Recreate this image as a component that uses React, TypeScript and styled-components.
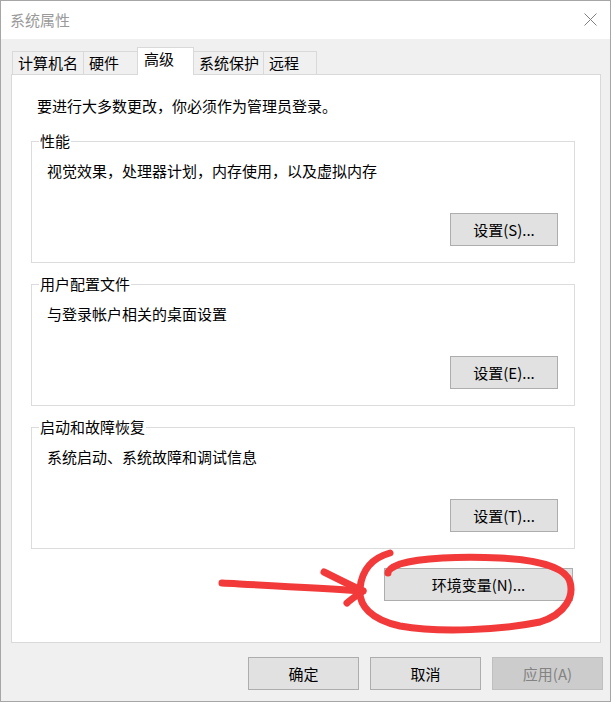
import React from "react";
import styled, { createGlobalStyle } from "styled-components";

const Global = createGlobalStyle`
  html, body { margin: 0; padding: 0; background: #ffffff; }
  body { font-family: "Noto Sans CJK SC", "Microsoft YaHei", sans-serif; }
  * { box-sizing: border-box; }
`;

const Window = styled.div`
  position: relative;
  width: 611px;
  height: 702px;
  border: 1px solid #a6a6a6;
  background: #f0f0f0;
  display: flex;
  flex-direction: column;
  font-size: 15px;
  color: #000;
`;

const TitleBar = styled.div`
  height: 38px;
  background: #ffffff;
  display: flex;
  align-items: center;
  justify-content: space-between;
  padding: 0 13px 0 9px;
  flex-shrink: 0;
`;

const Title = styled.span`
  color: #9a9a9a;
  font-size: 15px;
  line-height: 20px;
`;

const CloseIcon = styled.svg`
  width: 13px;
  height: 13px;
  margin-top: -2px;
`;

const Body = styled.div`
  flex: 1;
  display: flex;
  flex-direction: column;
  padding: 9px 9px 11px 10px;
`;

const TabStrip = styled.div`
  display: flex;
  align-items: flex-end;
  padding-left: 1px;
  height: 27px;
  position: relative;
  z-index: 1;
  margin-bottom: -1px;
`;

const Tab = styled.div<{ $w: number; $active?: boolean }>`
  width: ${(p) => p.$w}px;
  height: ${(p) => (p.$active ? 28 : 24)}px;
  margin-left: -1px;
  &:first-child { margin-left: 0; }
  border: 1px solid #d9d9d9;
  border-bottom: ${(p) => (p.$active ? "none" : "1px solid #d9d9d9")};
  background: ${(p) => (p.$active ? "#ffffff" : "#f0f0f0")};
  position: relative;
  z-index: ${(p) => (p.$active ? 2 : 1)};
  padding: ${(p) => (p.$active ? "1px 0 0 6px" : "1px 0 0 5px")};
  font-size: 15px;
  line-height: 20px;
  white-space: nowrap;
`;

const Panel = styled.div`
  height: 569px;
  background: #ffffff;
  border: 1px solid #d9d9d9;
  display: flex;
  flex-direction: column;
  padding: 21px 25px 0 19px;
`;

const Intro = styled.div`
  line-height: 20px;
  padding-left: 6px;
  margin-bottom: 25px;
`;

const Groups = styled.div`
  display: flex;
  flex-direction: column;
  gap: 21px;
`;

const Group = styled.div`
  position: relative;
  height: 122px;
  border: 1px solid #dcdcdc;
  display: flex;
  flex-direction: column;
  padding: 19px 16px 16px 15px;
`;

const GroupLabel = styled.span`
  position: absolute;
  top: -11px;
  left: 7px;
  padding: 0 1px;
  background: #ffffff;
  line-height: 20px;
`;

const GroupText = styled.div`
  line-height: 20px;
  flex: 1;
`;

const Button = styled.button<{ $w: number; $disabled?: boolean }>`
  width: ${(p) => p.$w}px;
  height: 33px;
  font-family: inherit;
  font-size: 15px;
  line-height: 20px;
  padding: 0;
  background: ${(p) => (p.$disabled ? "#cccccc" : "#e1e1e1")};
  border: 1px solid ${(p) => (p.$disabled ? "#bfbfbf" : "#adadad")};
  color: ${(p) => (p.$disabled ? "#838383" : "#000000")};
  align-self: flex-end;
  flex-shrink: 0;
`;

const EnvRow = styled.div`
  display: flex;
  justify-content: flex-end;
  padding-right: 2px;
  margin-top: 19px;
`;

const Footer = styled.div`
  display: flex;
  justify-content: flex-end;
  gap: 11px;
  margin-top: 14px;
  margin-right: -2px;
`;

const Overlay = styled.svg`
  position: absolute;
  left: -1px;
  top: -1px;
  width: 613px;
  height: 703px;
  pointer-events: none;
  z-index: 10;
`;

export default function App() {
  const groups = [
    { label: "性能", text: "视觉效果，处理器计划，内存使用，以及虚拟内存", btn: "设置(S)..." },
    { label: "用户配置文件", text: "与登录帐户相关的桌面设置", btn: "设置(E)..." },
    { label: "启动和故障恢复", text: "系统启动、系统故障和调试信息", btn: "设置(T)..." },
  ];
  return (
    <>
      <Global />
      <Window>
        <TitleBar>
          <Title>系统属性</Title>
          <CloseIcon viewBox="0 0 13 13">
            <path d="M0.5 0.5 L12.5 12.5 M12.5 0.5 L0.5 12.5" stroke="#808080" strokeWidth="1" fill="none" />
          </CloseIcon>
        </TitleBar>
        <Body>
          <TabStrip>
            <Tab $w={72}>计算机名</Tab>
            <Tab $w={55}>硬件</Tab>
            <Tab $w={57} $active>高级</Tab>
            <Tab $w={71}>系统保护</Tab>
            <Tab $w={54}>远程</Tab>
          </TabStrip>
          <Panel>
            <Intro>要进行大多数更改，你必须作为管理员登录。</Intro>
            <Groups>
              {groups.map((g) => (
                <Group key={g.label}>
                  <GroupLabel>{g.label}</GroupLabel>
                  <GroupText>{g.text}</GroupText>
                  <Button $w={108}>{g.btn}</Button>
                </Group>
              ))}
            </Groups>
            <EnvRow>
              <Button $w={189}>环境变量(N)...</Button>
            </EnvRow>
          </Panel>
          <Footer>
            <Button $w={111}>确定</Button>
            <Button $w={111}>取消</Button>
            <Button $w={111} $disabled>应用(A)</Button>
          </Footer>
        </Body>
        <Overlay viewBox="0 0 613 703">
          <g stroke="#f23a3a" strokeWidth="7" fill="none" strokeLinecap="round" strokeLinejoin="round">
            <path d="M222 583 C 260 585, 320 588, 363 591" />
            <path d="M324 572 C 340 580, 352 586, 363 591 C 356 596, 350 600, 347 603" />
            <path d="M390 553 C 372 558, 362 570, 360 588 C 358 606, 372 620, 400 626 C 440 633, 500 630, 540 622 C 566 614, 574 596, 570 582 C 566 568, 540 560, 500 558 C 460 556, 420 558, 400 564 C 392 567, 388 570, 388 573" />
          </g>
        </Overlay>
      </Window>
    </>
  );
}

____________

- **Exercise objective**: Write the lines above out again exactly, without any of their pictures.

- **Answer to the problem**:
Recreate this image as a component that uses React, TypeScript and styled-components.
import React from "react";
import styled, { createGlobalStyle } from "styled-components";

const Global = createGlobalStyle`
  html, body { margin: 0; padding: 0; background: #ffffff; }
  body { font-family: "Noto Sans CJK SC", "Microsoft YaHei", sans-serif; }
  * { box-sizing: border-box; }
`;

const Window = styled.div`
  position: relative;
  width: 611px;
  height: 702px;
  border: 1px solid #a6a6a6;
  background: #f0f0f0;
  display: flex;
  flex-direction: column;
  font-size: 15px;
  color: #000;
`;

const TitleBar = styled.div`
  height: 38px;
  background: #ffffff;
  display: flex;
  align-items: center;
  justify-content: space-between;
  padding: 0 13px 0 9px;
  flex-shrink: 0;
`;

const Title = styled.span`
  color: #9a9a9a;
  font-size: 15px;
  line-height: 20px;
`;

const CloseIcon = styled.svg`
  width: 13px;
  height: 13px;
  margin-top: -2px;
`;

const Body = styled.div`
  flex: 1;
  display: flex;
  flex-direction: column;
  padding: 9px 9px 11px 10px;
`;

const TabStrip = styled.div`
  display: flex;
  align-items: flex-end;
  padding-left: 1px;
  height: 27px;
  position: relative;
  z-index: 1;
  margin-bottom: -1px;
`;

const Tab = styled.div<{ $w: number; $active?: boolean }>`
  width: ${(p) => p.$w}px;
  height: ${(p) => (p.$active ? 28 : 24)}px;
  margin-left: -1px;
  &:first-child { margin-left: 0; }
  border: 1px solid #d9d9d9;
  border-bottom: ${(p) => (p.$active ? "none" : "1px solid #d9d9d9")};
  background: ${(p) => (p.$active ? "#ffffff" : "#f0f0f0")};
  position: relative;
  z-index: ${(p) => (p.$active ? 2 : 1)};
  padding: ${(p) => (p.$active ? "1px 0 0 6px" : "1px 0 0 5px")};
  font-size: 15px;
  line-height: 20px;
  white-space: nowrap;
`;

const Panel = styled.div`
  height: 569px;
  background: #ffffff;
  border: 1px solid #d9d9d9;
  display: flex;
  flex-direction: column;
  padding: 21px 25px 0 19px;
`;

const Intro = styled.div`
  line-height: 20px;
  padding-left: 6px;
  margin-bottom: 25px;
`;

const Groups = styled.div`
  display: flex;
  flex-direction: column;
  gap: 21px;
`;

const Group = styled.div`
  position: relative;
  height: 122px;
  border: 1px solid #dcdcdc;
  display: flex;
  flex-direction: column;
  padding: 19px 16px 16px 15px;
`;

const GroupLabel = styled.span`
  position: absolute;
  top: -11px;
  left: 7px;
  padding: 0 1px;
  background: #ffffff;
  line-height: 20px;
`;

const GroupText = styled.div`
  line-height: 20px;
  flex: 1;
`;

const Button = styled.button<{ $w: number; $disabled?: boolean }>`
  width: ${(p) => p.$w}px;
  height: 33px;
  font-family: inherit;
  font-size: 15px;
  line-height: 20px;
  padding: 0;
  background: ${(p) => (p.$disabled ? "#cccccc" : "#e1e1e1")};
  border: 1px solid ${(p) => (p.$disabled ? "#bfbfbf" : "#adadad")};
  color: ${(p) => (p.$disabled ? "#838383" : "#000000")};
  align-self: flex-end;
  flex-shrink: 0;
`;

const EnvRow = styled.div`
  display: flex;
  justify-content: flex-end;
  padding-right: 2px;
  margin-top: 19px;
`;

const Footer = styled.div`
  display: flex;
  justify-content: flex-end;
  gap: 11px;
  margin-top: 14px;
  margin-right: -2px;
`;

const Overlay = styled.svg`
  position: absolute;
  left: -1px;
  top: -1px;
  width: 613px;
  height: 703px;
  pointer-events: none;
  z-index: 10;
`;

export default function App() {
  const groups = [
    { label: "性能", text: "视觉效果，处理器计划，内存使用，以及虚拟内存", btn: "设置(S)..." },
    { label: "用户配置文件", text: "与登录帐户相关的桌面设置", btn: "设置(E)..." },
    { label: "启动和故障恢复", text: "系统启动、系统故障和调试信息", btn: "设置(T)..." },
  ];
  return (
    <>
      <Global />
      <Window>
        <TitleBar>
          <Title>系统属性</Title>
          <CloseIcon viewBox="0 0 13 13">
            <path d="M0.5 0.5 L12.5 12.5 M12.5 0.5 L0.5 12.5" stroke="#808080" strokeWidth="1" fill="none" />
          </CloseIcon>
        </TitleBar>
        <Body>
          <TabStrip>
            <Tab $w={72}>计算机名</Tab>
            <Tab $w={55}>硬件</Tab>
            <Tab $w={57} $active>高级</Tab>
            <Tab $w={71}>系统保护</Tab>
            <Tab $w={54}>远程</Tab>
          </TabStrip>
          <Panel>
            <Intro>要进行大多数更改，你必须作为管理员登录。</Intro>
            <Groups>
              {groups.map((g) => (
                <Group key={g.label}>
                  <GroupLabel>{g.label}</GroupLabel>
                  <GroupText>{g.text}</GroupText>
                  <Button $w={108}>{g.btn}</Button>
                </Group>
              ))}
            </Groups>
            <EnvRow>
              <Button $w={189}>环境变量(N)...</Button>
            </EnvRow>
          </Panel>
          <Footer>
            <Button $w={111}>确定</Button>
            <Button $w={111}>取消</Button>
            <Button $w={111} $disabled>应用(A)</Button>
          </Footer>
        </Body>
        <Overlay viewBox="0 0 613 703">
          <g stroke="#f23a3a" strokeWidth="7" fill="none" strokeLinecap="round" strokeLinejoin="round">
            <path d="M222 583 C 260 585, 320 588, 363 591" />
            <path d="M324 572 C 340 580, 352 586, 363 591 C 356 596, 350 600, 347 603" />
            <path d="M390 553 C 372 558, 362 570, 360 588 C 358 606, 372 620, 400 626 C 440 633, 500 630, 540 622 C 566 614, 574 596, 570 582 C 566 568, 540 560, 500 558 C 460 556, 420 558, 400 564 C 392 567, 388 570, 388 573" />
          </g>
        </Overlay>
      </Window>
    </>
  );
}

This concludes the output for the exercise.